Start of Source material

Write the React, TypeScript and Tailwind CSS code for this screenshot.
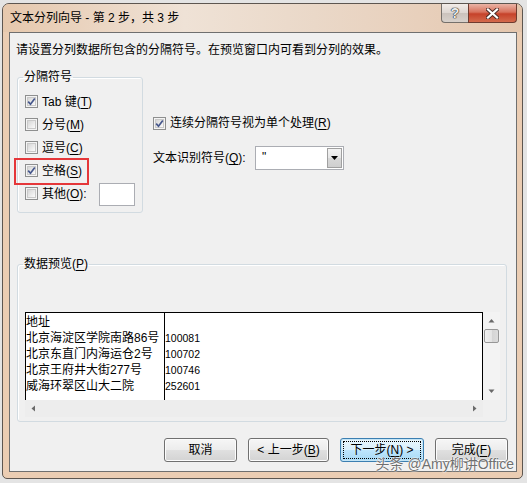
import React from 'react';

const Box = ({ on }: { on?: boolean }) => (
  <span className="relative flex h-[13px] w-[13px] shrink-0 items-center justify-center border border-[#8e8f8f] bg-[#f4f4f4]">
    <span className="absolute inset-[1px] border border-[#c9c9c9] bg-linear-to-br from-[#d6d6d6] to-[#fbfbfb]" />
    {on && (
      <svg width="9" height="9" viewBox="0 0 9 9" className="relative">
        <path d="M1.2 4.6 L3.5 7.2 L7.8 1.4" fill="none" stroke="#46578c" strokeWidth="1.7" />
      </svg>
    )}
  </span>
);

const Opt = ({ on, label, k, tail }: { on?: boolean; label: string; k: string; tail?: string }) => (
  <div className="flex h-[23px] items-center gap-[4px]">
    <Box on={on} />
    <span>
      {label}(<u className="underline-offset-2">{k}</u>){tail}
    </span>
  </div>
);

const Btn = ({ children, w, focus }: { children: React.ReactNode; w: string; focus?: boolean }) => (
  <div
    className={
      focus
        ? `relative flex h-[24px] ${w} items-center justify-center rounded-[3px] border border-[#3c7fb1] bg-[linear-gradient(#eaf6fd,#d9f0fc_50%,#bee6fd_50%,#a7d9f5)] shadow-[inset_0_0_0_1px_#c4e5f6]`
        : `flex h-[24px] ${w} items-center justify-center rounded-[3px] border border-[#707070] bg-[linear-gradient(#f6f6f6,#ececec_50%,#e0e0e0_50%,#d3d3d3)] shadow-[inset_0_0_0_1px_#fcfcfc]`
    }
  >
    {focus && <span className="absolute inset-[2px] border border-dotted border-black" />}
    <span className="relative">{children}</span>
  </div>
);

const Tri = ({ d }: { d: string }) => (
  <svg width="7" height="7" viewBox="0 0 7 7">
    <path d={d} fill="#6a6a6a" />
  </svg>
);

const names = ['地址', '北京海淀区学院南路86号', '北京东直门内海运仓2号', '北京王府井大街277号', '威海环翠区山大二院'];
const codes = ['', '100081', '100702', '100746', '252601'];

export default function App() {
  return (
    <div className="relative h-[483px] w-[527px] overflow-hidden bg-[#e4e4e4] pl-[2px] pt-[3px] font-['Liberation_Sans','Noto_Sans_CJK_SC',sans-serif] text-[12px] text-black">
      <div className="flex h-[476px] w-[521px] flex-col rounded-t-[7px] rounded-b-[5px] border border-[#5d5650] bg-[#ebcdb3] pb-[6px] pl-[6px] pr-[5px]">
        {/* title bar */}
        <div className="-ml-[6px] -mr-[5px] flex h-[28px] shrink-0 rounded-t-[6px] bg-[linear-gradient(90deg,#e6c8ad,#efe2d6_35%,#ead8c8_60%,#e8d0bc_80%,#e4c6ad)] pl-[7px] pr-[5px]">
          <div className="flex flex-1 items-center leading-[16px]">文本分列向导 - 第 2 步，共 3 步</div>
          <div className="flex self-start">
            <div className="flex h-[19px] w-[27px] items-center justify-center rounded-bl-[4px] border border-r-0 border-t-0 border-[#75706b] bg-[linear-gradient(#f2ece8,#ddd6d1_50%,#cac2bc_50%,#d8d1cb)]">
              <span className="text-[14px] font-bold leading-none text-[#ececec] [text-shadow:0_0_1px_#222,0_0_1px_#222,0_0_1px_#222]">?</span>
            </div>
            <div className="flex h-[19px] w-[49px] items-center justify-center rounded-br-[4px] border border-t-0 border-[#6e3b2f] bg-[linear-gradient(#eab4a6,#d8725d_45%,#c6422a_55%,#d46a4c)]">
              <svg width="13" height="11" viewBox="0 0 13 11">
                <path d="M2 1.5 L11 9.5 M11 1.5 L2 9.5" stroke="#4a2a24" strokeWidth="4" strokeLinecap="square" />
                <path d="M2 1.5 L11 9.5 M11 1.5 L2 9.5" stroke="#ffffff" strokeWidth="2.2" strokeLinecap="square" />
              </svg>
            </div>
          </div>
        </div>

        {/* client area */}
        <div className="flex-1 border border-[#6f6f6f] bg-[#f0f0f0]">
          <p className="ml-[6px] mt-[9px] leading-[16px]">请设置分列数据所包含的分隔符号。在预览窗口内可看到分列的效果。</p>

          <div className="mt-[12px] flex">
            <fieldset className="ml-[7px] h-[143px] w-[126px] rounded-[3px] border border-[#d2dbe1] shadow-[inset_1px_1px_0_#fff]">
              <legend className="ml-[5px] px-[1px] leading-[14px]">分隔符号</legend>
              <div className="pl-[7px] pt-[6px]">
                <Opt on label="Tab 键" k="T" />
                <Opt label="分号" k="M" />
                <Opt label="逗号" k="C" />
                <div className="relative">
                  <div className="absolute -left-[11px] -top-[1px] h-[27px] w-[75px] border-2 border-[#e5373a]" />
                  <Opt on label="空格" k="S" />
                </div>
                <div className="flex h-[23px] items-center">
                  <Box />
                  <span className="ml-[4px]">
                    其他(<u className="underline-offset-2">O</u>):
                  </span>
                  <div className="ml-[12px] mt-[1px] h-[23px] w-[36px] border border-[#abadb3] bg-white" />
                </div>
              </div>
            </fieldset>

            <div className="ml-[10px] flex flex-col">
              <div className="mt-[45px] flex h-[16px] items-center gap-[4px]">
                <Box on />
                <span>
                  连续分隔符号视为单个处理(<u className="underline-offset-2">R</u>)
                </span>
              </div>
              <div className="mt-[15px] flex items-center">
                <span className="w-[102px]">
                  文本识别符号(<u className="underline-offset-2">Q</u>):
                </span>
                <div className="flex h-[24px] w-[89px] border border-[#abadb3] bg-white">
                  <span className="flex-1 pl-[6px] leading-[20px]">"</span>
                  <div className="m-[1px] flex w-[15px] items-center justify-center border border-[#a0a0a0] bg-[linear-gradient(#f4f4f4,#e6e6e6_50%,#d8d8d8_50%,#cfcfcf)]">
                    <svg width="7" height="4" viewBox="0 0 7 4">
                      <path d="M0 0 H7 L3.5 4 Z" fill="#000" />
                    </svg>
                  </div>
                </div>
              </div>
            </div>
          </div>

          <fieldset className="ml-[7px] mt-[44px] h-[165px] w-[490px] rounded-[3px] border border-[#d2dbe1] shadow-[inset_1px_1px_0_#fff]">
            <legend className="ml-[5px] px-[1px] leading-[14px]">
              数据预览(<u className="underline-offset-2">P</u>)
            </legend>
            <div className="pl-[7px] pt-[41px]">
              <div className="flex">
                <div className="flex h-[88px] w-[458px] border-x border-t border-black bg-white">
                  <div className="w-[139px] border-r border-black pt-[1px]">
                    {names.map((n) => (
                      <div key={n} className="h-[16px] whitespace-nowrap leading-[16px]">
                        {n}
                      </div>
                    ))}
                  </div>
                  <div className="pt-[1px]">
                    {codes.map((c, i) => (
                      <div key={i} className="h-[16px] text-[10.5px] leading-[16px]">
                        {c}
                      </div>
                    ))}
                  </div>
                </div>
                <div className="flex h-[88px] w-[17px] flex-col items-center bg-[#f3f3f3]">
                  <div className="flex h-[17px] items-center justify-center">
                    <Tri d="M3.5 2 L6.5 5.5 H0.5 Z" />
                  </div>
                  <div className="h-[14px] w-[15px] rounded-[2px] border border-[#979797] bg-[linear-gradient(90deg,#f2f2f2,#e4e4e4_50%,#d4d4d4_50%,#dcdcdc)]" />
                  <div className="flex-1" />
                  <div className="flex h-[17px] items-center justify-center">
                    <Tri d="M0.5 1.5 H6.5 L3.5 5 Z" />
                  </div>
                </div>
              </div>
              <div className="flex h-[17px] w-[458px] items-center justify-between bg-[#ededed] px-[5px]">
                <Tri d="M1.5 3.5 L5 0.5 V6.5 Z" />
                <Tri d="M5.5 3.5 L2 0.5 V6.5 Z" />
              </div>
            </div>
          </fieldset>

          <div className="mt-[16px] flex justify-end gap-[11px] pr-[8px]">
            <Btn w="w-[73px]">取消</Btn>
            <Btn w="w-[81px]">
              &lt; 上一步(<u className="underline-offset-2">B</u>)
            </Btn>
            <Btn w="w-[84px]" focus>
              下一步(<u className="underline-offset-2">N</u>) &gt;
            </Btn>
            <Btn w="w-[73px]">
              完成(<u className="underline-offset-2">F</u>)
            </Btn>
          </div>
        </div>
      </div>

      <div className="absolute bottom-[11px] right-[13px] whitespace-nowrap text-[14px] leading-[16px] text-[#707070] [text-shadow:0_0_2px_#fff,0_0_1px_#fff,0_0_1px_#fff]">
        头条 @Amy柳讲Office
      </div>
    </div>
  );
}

End of Source material

▶ [Task description] Everything from the top line of the data down to and including the line with "import React from 'react';" is to be copied, except the pictures.

▶ [Task solution]
Write the React, TypeScript and Tailwind CSS code for this screenshot.
import React from 'react';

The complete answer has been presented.